Nearly 1,400 tons of phosgene, chlorpicrin, mustard, and other deadly gases made during the war are now stored at Edgewood; and to-day, nearly three years after the armistice, their containers are still in almost perfect condition. It is estimated that they will not deteriorate in storage for at least ten years, a fact indicating that poison gases are as durable in storage as smokeless powder. There are also stored at Edgewood large quantities of loaded gas shell manufactured during the war. These are frequently inspected and tested, and the tests show that they are keeping well. The experts now estimate that loaded gas shell will exist in good condition as long as a battleship can give service, from the time of commissioning the ship to the time when it is declared obsolete.

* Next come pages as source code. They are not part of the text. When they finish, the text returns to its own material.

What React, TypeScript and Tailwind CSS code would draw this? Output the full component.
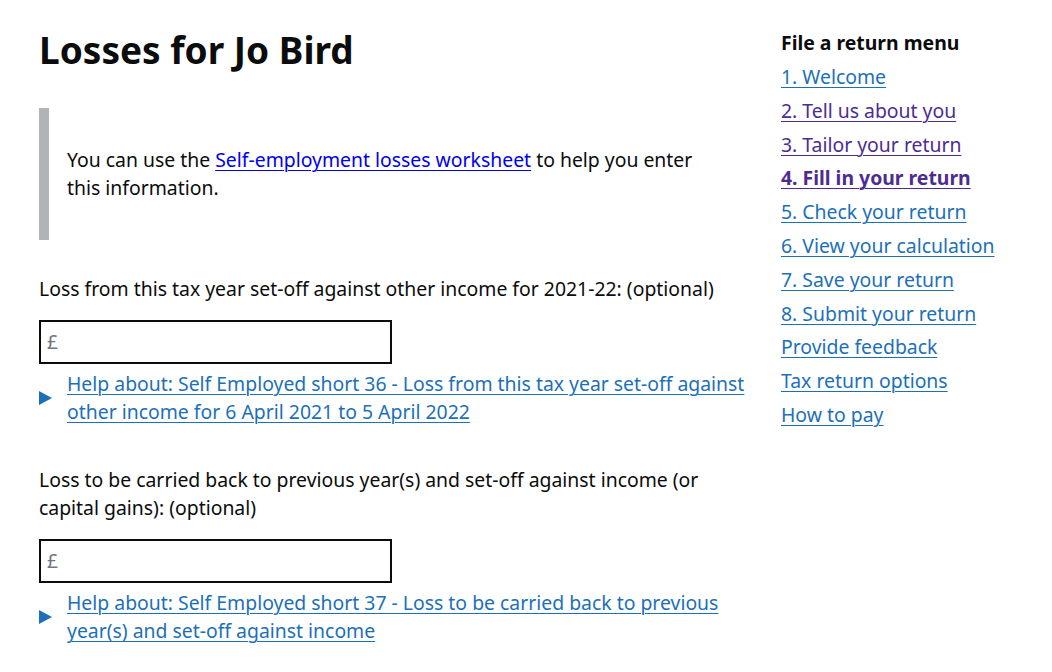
const menu = [
  { name: "1. Welcome", visited: false },
  { name: "2. Tell us about you", visited: true },
  { name: "3. Tailor your return", visited: true },
  { name: "4. Fill in your return", visited: true, current: true },
  { name: "5. Check your return", visited: false },
  { name: "6. View your calculation", visited: false },
  { name: "7. Save your return", visited: false },
  { name: "8. Submit your return", visited: false },
  { name: "Provide feedback", visited: false },
  { name: "Tax return options", visited: false },
  { name: "How to pay", visited: false },
];

const linkCls =
  "underline decoration-1 underline-offset-[3px] text-[#1d70b8]";

function Field({ label, help }: { label: string; help: string }) {
  return (
    <div className="mb-[40px]">
      <label className="block mb-[17px]">{label}</label>
      <div className="w-[353px] h-[44px] border-2 border-[#0b0c0c] flex items-center px-[6px] text-[#6f777b]">
        £
      </div>
      <div className="flex items-center mt-[6px]">
        <span className="w-[28px] shrink-0 text-[#1d70b8]">
          <svg width="13" height="14" viewBox="0 0 13 14">
            <path d="M0 0 L13 7 L0 14 Z" fill="#1d70b8" />
          </svg>
        </span>
        <a href="#" className={linkCls}>
          {help}
        </a>
      </div>
    </div>
  );
}

export default function App() {
  return (
    <div
      className="min-h-screen bg-white text-[#0b0c0c] text-[19.4px] leading-[28px]"
      style={{ fontFamily: '"Noto Sans", Arial, sans-serif' }}
    >
      <div className="flex pl-[39px] pt-[26px]">
        {/* main column */}
        <div className="w-[712px] shrink-0">
          <h1 className="text-[37px] leading-[48px] font-bold mb-[34px]">Losses for Jo Bird</h1>

          <div className="border-l-[10px] border-[#b1b4b6] pl-[18px] py-[38px] mb-[35px]">
            <p className="w-[640px]">
              You can use the{" "}
              <a href="#" className="underline decoration-1 underline-offset-[3px] text-[#0000ee]">
                Self-employment losses worksheet
              </a>{" "}
              to help you enter this information.
            </p>
          </div>

          <Field
            label="Loss from this tax year set-off against other income for 2021-22: (optional)"
            help="Help about: Self Employed short 36 - Loss from this tax year set-off against other income for 6 April 2021 to 5 April 2022"
          />
          <Field
            label="Loss to be carried back to previous year(s) and set-off against income (or capital gains): (optional)"
            help="Help about: Self Employed short 37 - Loss to be carried back to previous year(s) and set-off against income"
          />
        </div>

        {/* side menu */}
        <nav className="ml-[30px] pt-[2px]">
          <h2 className="font-bold leading-[30px] mb-[2px]">File a return menu</h2>
          <ul className="flex flex-col">
            {menu.map((item) => (
              <li key={item.name} className="leading-[33.8px]">
                <a
                  href="#"
                  className={`underline decoration-1 underline-offset-[3px] ${
                    item.visited ? "text-[#4c2c92]" : "text-[#1d70b8]"
                  } ${item.current ? "font-bold" : ""}`}
                >
                  {item.name}
                </a>
              </li>
            ))}
          </ul>
        </nav>
      </div>
    </div>
  );
}
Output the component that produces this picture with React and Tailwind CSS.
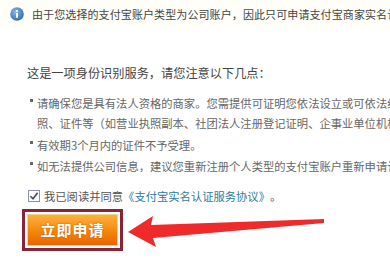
import React from "react";

const font = { fontFamily: '"Noto Sans CJK SC", "Noto Sans", sans-serif' };

function Bullet({ children }) {
  return (
    <div className="flex">
      <span className="w-[8px] shrink-0 relative">
        <span className="absolute left-[1px] top-[6px] w-[3px] h-[3px] bg-[#666]" />
      </span>
      <div className="whitespace-nowrap">{children}</div>
    </div>
  );
}

export default function App() {
  return (
    <div
      className="w-[390px] h-[263px] overflow-hidden bg-white relative text-[#555]"
      style={font}
    >
      {/* info bar */}
      <div className="h-[28px] bg-[#fffef8] flex items-center pl-[10px] gap-[8px] whitespace-nowrap">
        <svg width="14" height="14" viewBox="0 0 14 14" className="shrink-0">
          <defs>
            <radialGradient id="ig" cx="40%" cy="35%" r="70%">
              <stop offset="0%" stopColor="#8fb8e4" />
              <stop offset="100%" stopColor="#2f68b0" />
            </radialGradient>
          </defs>
          <circle cx="7" cy="7" r="6.8" fill="url(#ig)" />
          <circle cx="7" cy="4" r="1.1" fill="#fff" />
          <rect x="6" y="5.8" width="2" height="5" rx="0.6" fill="#fff" />
        </svg>
        <span className="text-[11px] text-[#444] tracking-[0.1px]">
          由于您选择的支付宝账户类型为公司账户，因此只可申请支付宝商家实名认证。
        </span>
      </div>

      <div className="pl-[27px] pt-[35px]">
        <div className="text-[12.2px] leading-[20px] text-[#444] whitespace-nowrap">
          这是一项身份识别服务，请您注意以下几点：
        </div>

        <div className="mt-[10px] pl-[2px] text-[11.3px] leading-[20px] text-[#666] flex flex-col gap-[1.5px]">
          <Bullet>
            请确保您是具有法人资格的商家。您需提供可证明您依法设立或可依法经营的
            <br />
            照、证件等（如营业执照副本、社团法人注册登记证明、企事业单位机构代码
          </Bullet>
          <Bullet>有效期3个月内的证件不予受理。</Bullet>
          <Bullet>如无法提供公司信息，建议您重新注册个人类型的支付宝账户重新申请认证。</Bullet>
        </div>

        <div className="mt-[10px] flex items-center text-[11.3px] leading-[20px] whitespace-nowrap">
          <span className="w-[12px] h-[12px] border border-[#8a94a6] bg-white flex items-center justify-center mr-[4px] ml-[1px]">
            <svg width="10" height="10" viewBox="0 0 10 10">
              <path d="M1.5 5.2 L4 7.8 L8.6 1.8" stroke="#3b4a66" strokeWidth="1.6" fill="none" />
            </svg>
          </span>
          <span className="text-[#555]">我已阅读并同意</span>
          <span className="text-[#2f7a9e]">《支付宝实名认证服务协议》</span>
          <span className="text-[#555]">。</span>
        </div>

        <div className="mt-[3px] ml-[-5px] w-[101px] h-[42px] border-[3px] border-[#8a2238] p-[2px]">
          <div className="w-full h-full border border-[#f3cf8a] bg-gradient-to-b from-[#fbb13a] via-[#f58a0c] to-[#e86500] flex items-center justify-center">
            <span className="text-white text-[15px] font-bold tracking-[1px] [text-shadow:0_0_2px_#c05a00]">
              立即申请
            </span>
          </div>
        </div>
      </div>

      {/* red arrow */}
      <svg
        className="absolute left-0 top-0"
        width="390"
        height="263"
        viewBox="0 0 390 263"
      >
        <polygon
          points="128,232 153,216 151,225 324,219 324,223 153,238 156,247"
          fill="#ee2a2a"
        />
      </svg>
    </div>
  );
}
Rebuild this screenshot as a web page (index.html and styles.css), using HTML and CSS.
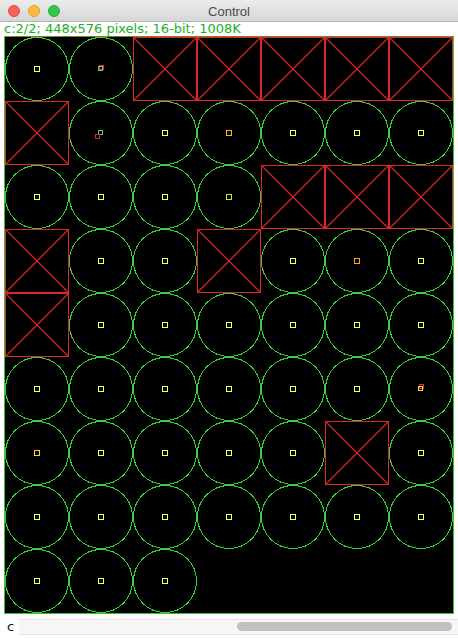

Other reserves of chemical warfare equipment now stored at Edgewood include 51,000 Livens projectors, 88 trench mortars, 3,000,000 unfilled gas shell, and 700,000 unfilled hand grenades. There are also in storage over 2,000,000 gas masks and 1,000 tons of activated charcoal for use as a gas absorbent in the mask canisters. The masks are stored in hermetically sealed boxes, a method of preservation which, it is hoped, will protect the rubberized fabric from deterioration for years to come. Other stored supplies include protective suits, protective ointment, and gas alarm devices.